Is it required for CUDA to add vectors or am I missing something obvious?

2

In your first code, there is no call to the add kernel anywhere in the code you have posted. If I add an appropriate kernel call to your code, I get an output of 5 (as expected) rather than zero. I’m skeptical of this claim:

I don’t see how that is possible, with no call to the add routine.

A kernel call looks something like this:

 addKernel<<<1, size>>>(dev_c, dev_a, dev_b);

Your second code has one.
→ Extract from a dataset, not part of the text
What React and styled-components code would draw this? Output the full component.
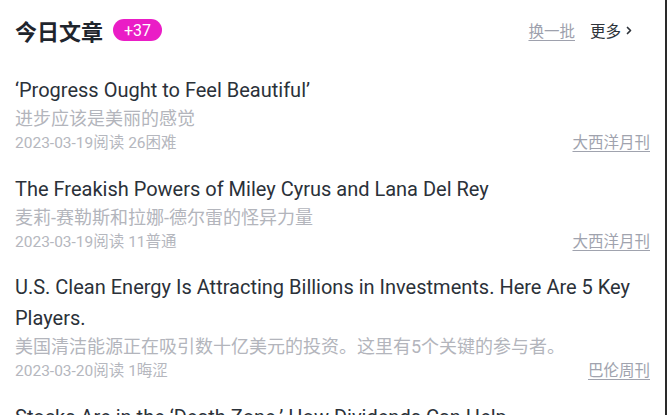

Your first code doesn’t.

If you add something like this to your first code before the cudaDeviceSynchronize() call, I would expect good results:

add<<<1,1>>>(dev_out, dev_a, dev_b);
3

Originally this was just a mistake in copying where I forgot to include this line and I only can be certain of that because of the version control I had, but upon adding that line back in (or reverting back to the prior commit) it now works fine… I’m honestly just going to take it. Would it be correct to delete this thread since I doubt anybody else is going to be getting a whole lot of information from this or should I just leave it up?

4

Do as you wish. I don’t try to suggest or impose any rules here, except in a few egregious cases. This is not anything problematic in my view.